After laying some introductory groundwork, Breen describes how the Boston Tea Party - an isolated protest rather than an act of rebellion - caused parliament to pass The Coercive Acts, closing the entire port of Boston and crushing the economy of the third largest colonial city. Outraged by this overreaction and despite the challenges of limited communication and economic hardships of their own, hundreds of towns throughout Massachusetts and the other colonies - as far away as Wilmington, North Carolina - pooled their often meager resources to assist their Boston brethren. In great detail, Breen describes how this network of charity was formed by ordinary citizens and how it united them up and down the coast, creating the structure that would prove crucial as tensions increased over the ensuing years.
This work really isn't about The American Revolutionary War, but about everything that led up to it, explaining how even before the small skirmish at Lexington and Concord in April 1775, the die was already cast and the new Americans were ready for open bloody rebellion.
Basing his thesis on thousands of documents, diaries and newspapers from hundreds of insignificant colonial hamlets and counties, Breen includes the tiniest intriguing details from places like East Haddam, Connecticut; New Castle, Delaware; and Bennington, Vermont - places not frequently encountered in most history books. In the detailed endnotes, he gives much credit to Peter Force (1790-1868) a Revolutionary War fanatic who made it his life's work to transcribe and organize every surviving war document to create a massive nine volume catalog.

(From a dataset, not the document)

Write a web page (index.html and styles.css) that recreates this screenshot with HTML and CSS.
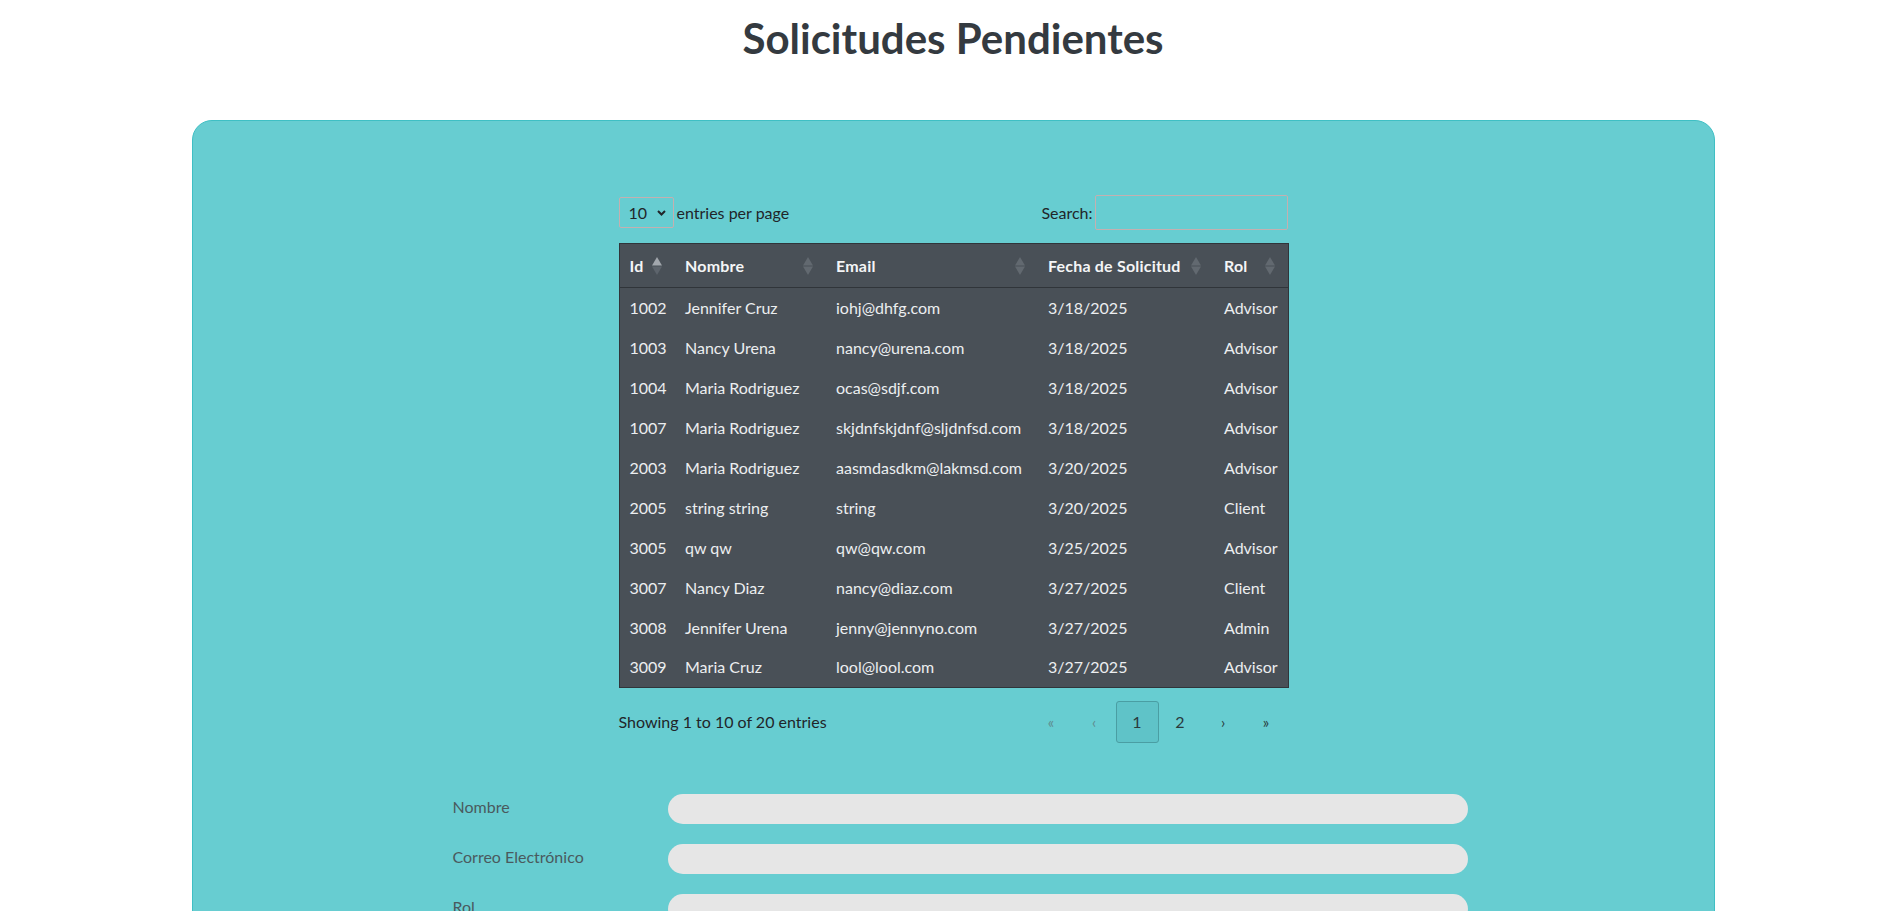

While Breen's writing style is a bit dry and professorial, I found his primary argument quite convincing. Before the revolution, the Founding Fathers were wealthy land and slaveholders, living comfortably and feeling no need to foment rebellion from Mother England. It was the small town ordinary folk who became the insurgents that created the atmosphere that made it unwise for the Founding Fathers to do anything but follow along. They deserve credit for being wise enough to do just that, but Breen makes the case that the idea that they were the leaders of the revolution is most appropriately labeled as myth.
One of the things I find so interesting about these pre-war years is how it could have all gone so wrong. Breen describes how each town had its own "Safety Committee" which was tasked with making sure any British loyalists were "convinced" of the error of their ways. Their tools included tar, feathers, trial without counsel, loyalty oaths, shunning and blatant censorship amongst others - not exactly what one expects in a battle for freedom and liberty. But somehow the committee members were able to keep it from spiraling out of control, avoiding the extremist terrors of the subsequent French Revolution.
Breen also makes it clear that God's opinion mattered. While men like Franklin, Jefferson, Paine and Madison may have been luke-warm deists, the insurgent town folk were heavily influenced by their Protestant religion and Breen quotes numerous influential clergy who pushed for bloodshed and rebellion against the British tyrants, claiming that the war was a religious obligation.
In the end, American Insurgents, American Patriots is an absorbing and compelling tale of the unsung thousands who made the American Revolution possible and successful. A strong recommendation for anyone who thinks they've read everything about America's birth.